[start]

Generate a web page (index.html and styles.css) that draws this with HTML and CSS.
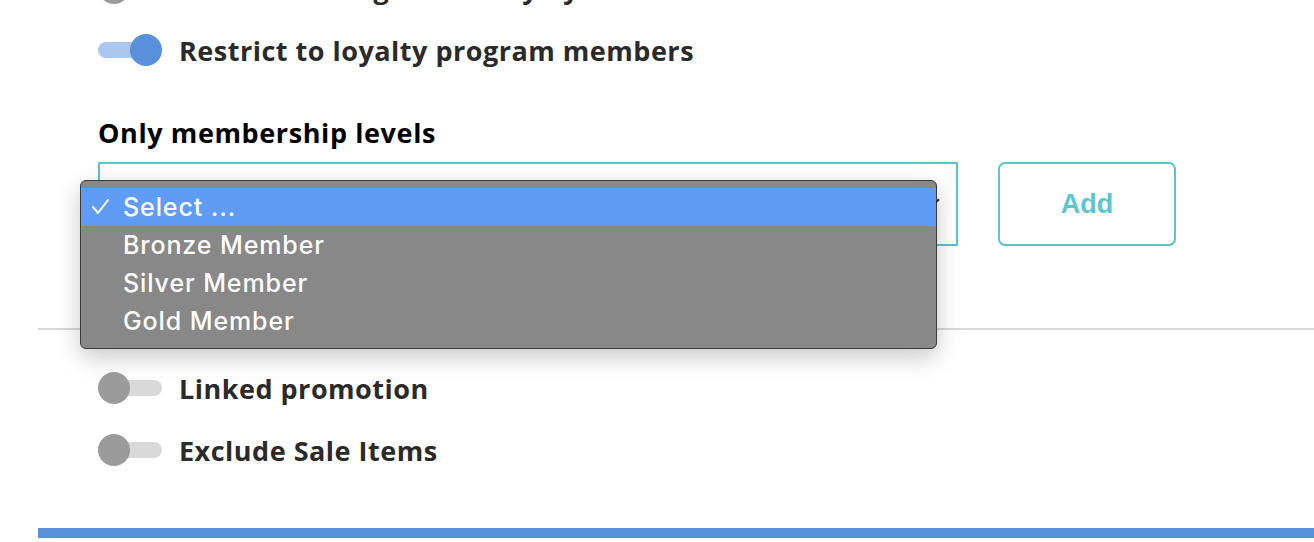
FILE: index.html
```html
<!DOCTYPE html>
<html>
<head>
    <title>Promotion Settings</title>
    <meta name="viewport" content="width=device-width, initial-scale=1">
    <link rel="stylesheet" href="styles.css">
</head>
<body>
    <div class="page">
        <div class="section section-top">
            <div class="toggle-list">
                <div class="toggle-row">
                    <span class="toggle"><span class="knob"></span></span>
                    <span class="toggle-label">Restrict to single use only by customer</span>
                </div>
                <div class="toggle-row">
                    <span class="toggle on"><span class="knob"></span></span>
                    <span class="toggle-label">Restrict to loyalty program members</span>
                </div>
            </div>

            <div class="form-group">
                <label>Only membership levels</label>
                <div class="select-row">
                    <div class="select-box">
                        <span class="select-arrow"></span>
                        <div class="select-menu">
                            <div class="option selected">
                                <svg class="check" width="20" height="20" viewBox="0 0 20 20">
                                    <polyline points="2,10 7,16 17,3" fill="none" stroke="white" stroke-width="2" stroke-linecap="round" stroke-linejoin="round"/>
                                </svg>
                                Select ...
                            </div>
                            <div class="option">Bronze Member</div>
                            <div class="option">Silver Member</div>
                            <div class="option">Gold Member</div>
                        </div>
                    </div>
                    <button class="btn-add">Add</button>
                </div>
            </div>
        </div>

        <div class="divider"></div>

        <div class="section">
            <div class="toggle-list">
                <div class="toggle-row">
                    <span class="toggle"><span class="knob"></span></span>
                    <span class="toggle-label">Linked promotion</span>
                </div>
                <div class="toggle-row">
                    <span class="toggle"><span class="knob"></span></span>
                    <span class="toggle-label">Exclude Sale Items</span>
                </div>
            </div>
        </div>

        <div class="footer-bar"></div>
    </div>
</body>
</html>
```

FILE: styles.css
```css
* {
    margin: 0;
    padding: 0;
    box-sizing: border-box;
}

body {
    font-family: 'Open Sans', Arial, sans-serif;
    background: white;
    overflow: hidden;
}

.page {
    padding-left: 38px;
}

.section {
    padding-left: 60px;
}

.section-top {
    margin-top: -28px;
}

.toggle-list {
    display: flex;
    flex-direction: column;
    gap: 30px;
}

.toggle-row {
    display: flex;
    align-items: center;
    height: 32px;
}

.toggle {
    position: relative;
    width: 64px;
    height: 16px;
    border-radius: 8px;
    background: #d9d9d9;
    margin-right: 17px;
    flex-shrink: 0;
}

.toggle .knob {
    position: absolute;
    left: 0;
    top: -8px;
    width: 32px;
    height: 32px;
    border-radius: 50%;
    background: #9b9b9b;
}

.toggle.on {
    width: 52px;
    background: #abc6ef;
    margin-right: 29px;
}

.toggle.on .knob {
    left: 32px;
    background: #5a8fdb;
}

.toggle-label {
    font-size: 27px;
    font-weight: 700;
    color: #2a2a2a;
    letter-spacing: 0.5px;
    white-space: nowrap;
}

.form-group {
    margin-top: 50px;
}

label {
    display: block;
    font-size: 27px;
    font-weight: 700;
    color: #000;
    letter-spacing: 0.6px;
    line-height: 34px;
    margin-bottom: 12px;
}

.select-row {
    display: flex;
    align-items: stretch;
}

.select-box {
    position: relative;
    width: 860px;
    height: 84px;
    border: 2px solid #5bc4cc;
    background: white;
}

.select-arrow {
    position: absolute;
    right: 18px;
    top: 32px;
    width: 8px;
    height: 8px;
    border-right: 2px solid #333;
    border-bottom: 2px solid #333;
    transform: rotate(45deg);
}

.select-menu {
    position: absolute;
    left: -20px;
    top: 16px;
    width: 857px;
    height: 169px;
    padding-top: 7px;
    background: #888888;
    border: 1px solid #3a3a3a;
    border-radius: 6px;
    box-shadow: 0 8px 24px rgba(0,0,0,0.22);
    font-family: Inter, 'Liberation Sans', Arial, sans-serif;
    overflow: hidden;
}

.option {
    position: relative;
    height: 38px;
    line-height: 38px;
    padding-left: 42px;
    font-size: 25px;
    font-weight: 500;
    letter-spacing: 0.9px;
    color: white;
}

.option.selected {
    background: #5f9cf6;
}

.check {
    position: absolute;
    left: 10px;
    top: 9px;
}

.btn-add {
    width: 178px;
    margin-left: 40px;
    background: white;
    border: 2px solid #5bc4cc;
    border-radius: 7px;
    color: #5bc6cd;
    font-family: 'Liberation Sans', Arial, sans-serif;
    font-size: 27px;
    font-weight: 700;
    cursor: pointer;
}

.divider {
    height: 2px;
    background: #d8d8d8;
    margin-top: 82px;
    margin-bottom: 42px;
}

.footer-bar {
    height: 10px;
    background: #5a8fdb;
    margin-top: 62px;
}
```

[end]

### OBJECTIVE
Write out each line of the data exactly; the images should be left out.

### FINISHED ANSWER
Generate a web page (index.html and styles.css) that draws this with HTML and CSS.
FILE: index.html
```html
<!DOCTYPE html>
<html>
<head>
    <title>Promotion Settings</title>
    <meta name="viewport" content="width=device-width, initial-scale=1">
    <link rel="stylesheet" href="styles.css">
</head>
<body>
    <div class="page">
        <div class="section section-top">
            <div class="toggle-list">
                <div class="toggle-row">
                    <span class="toggle"><span class="knob"></span></span>
                    <span class="toggle-label">Restrict to single use only by customer</span>
                </div>
                <div class="toggle-row">
                    <span class="toggle on"><span class="knob"></span></span>
                    <span class="toggle-label">Restrict to loyalty program members</span>
                </div>
            </div>

            <div class="form-group">
                <label>Only membership levels</label>
                <div class="select-row">
                    <div class="select-box">
                        <span class="select-arrow"></span>
                        <div class="select-menu">
                            <div class="option selected">
                                <svg class="check" width="20" height="20" viewBox="0 0 20 20">
                                    <polyline points="2,10 7,16 17,3" fill="none" stroke="white" stroke-width="2" stroke-linecap="round" stroke-linejoin="round"/>
                                </svg>
                                Select ...
                            </div>
                            <div class="option">Bronze Member</div>
                            <div class="option">Silver Member</div>
                            <div class="option">Gold Member</div>
                        </div>
                    </div>
                    <button class="btn-add">Add</button>
                </div>
            </div>
        </div>

        <div class="divider"></div>

        <div class="section">
            <div class="toggle-list">
                <div class="toggle-row">
                    <span class="toggle"><span class="knob"></span></span>
                    <span class="toggle-label">Linked promotion</span>
                </div>
                <div class="toggle-row">
                    <span class="toggle"><span class="knob"></span></span>
                    <span class="toggle-label">Exclude Sale Items</span>
                </div>
            </div>
        </div>

        <div class="footer-bar"></div>
    </div>
</body>
</html>
```

FILE: styles.css
```css
* {
    margin: 0;
    padding: 0;
    box-sizing: border-box;
}

body {
    font-family: 'Open Sans', Arial, sans-serif;
    background: white;
    overflow: hidden;
}

.page {
    padding-left: 38px;
}

.section {
    padding-left: 60px;
}

.section-top {
    margin-top: -28px;
}

.toggle-list {
    display: flex;
    flex-direction: column;
    gap: 30px;
}

.toggle-row {
    display: flex;
    align-items: center;
    height: 32px;
}

.toggle {
    position: relative;
    width: 64px;
    height: 16px;
    border-radius: 8px;
    background: #d9d9d9;
    margin-right: 17px;
    flex-shrink: 0;
}

.toggle .knob {
    position: absolute;
    left: 0;
    top: -8px;
    width: 32px;
    height: 32px;
    border-radius: 50%;
    background: #9b9b9b;
}

.toggle.on {
    width: 52px;
    background: #abc6ef;
    margin-right: 29px;
}

.toggle.on .knob {
    left: 32px;
    background: #5a8fdb;
}

.toggle-label {
    font-size: 27px;
    font-weight: 700;
    color: #2a2a2a;
    letter-spacing: 0.5px;
    white-space: nowrap;
}

.form-group {
    margin-top: 50px;
}

label {
    display: block;
    font-size: 27px;
    font-weight: 700;
    color: #000;
    letter-spacing: 0.6px;
    line-height: 34px;
    margin-bottom: 12px;
}

.select-row {
    display: flex;
    align-items: stretch;
}

.select-box {
    position: relative;
    width: 860px;
    height: 84px;
    border: 2px solid #5bc4cc;
    background: white;
}

.select-arrow {
    position: absolute;
    right: 18px;
    top: 32px;
    width: 8px;
    height: 8px;
    border-right: 2px solid #333;
    border-bottom: 2px solid #333;
    transform: rotate(45deg);
}

.select-menu {
    position: absolute;
    left: -20px;
    top: 16px;
    width: 857px;
    height: 169px;
    padding-top: 7px;
    background: #888888;
    border: 1px solid #3a3a3a;
    border-radius: 6px;
    box-shadow: 0 8px 24px rgba(0,0,0,0.22);
    font-family: Inter, 'Liberation Sans', Arial, sans-serif;
    overflow: hidden;
}

.option {
    position: relative;
    height: 38px;
    line-height: 38px;
    padding-left: 42px;
    font-size: 25px;
    font-weight: 500;
    letter-spacing: 0.9px;
    color: white;
}

.option.selected {
    background: #5f9cf6;
}

.check {
    position: absolute;
    left: 10px;
    top: 9px;
}

.btn-add {
    width: 178px;
    margin-left: 40px;
    background: white;
    border: 2px solid #5bc4cc;
    border-radius: 7px;
    color: #5bc6cd;
    font-family: 'Liberation Sans', Arial, sans-serif;
    font-size: 27px;
    font-weight: 700;
    cursor: pointer;
}

.divider {
    height: 2px;
    background: #d8d8d8;
    margin-top: 82px;
    margin-bottom: 42px;
}

.footer-bar {
    height: 10px;
    background: #5a8fdb;
    margin-top: 62px;
}
```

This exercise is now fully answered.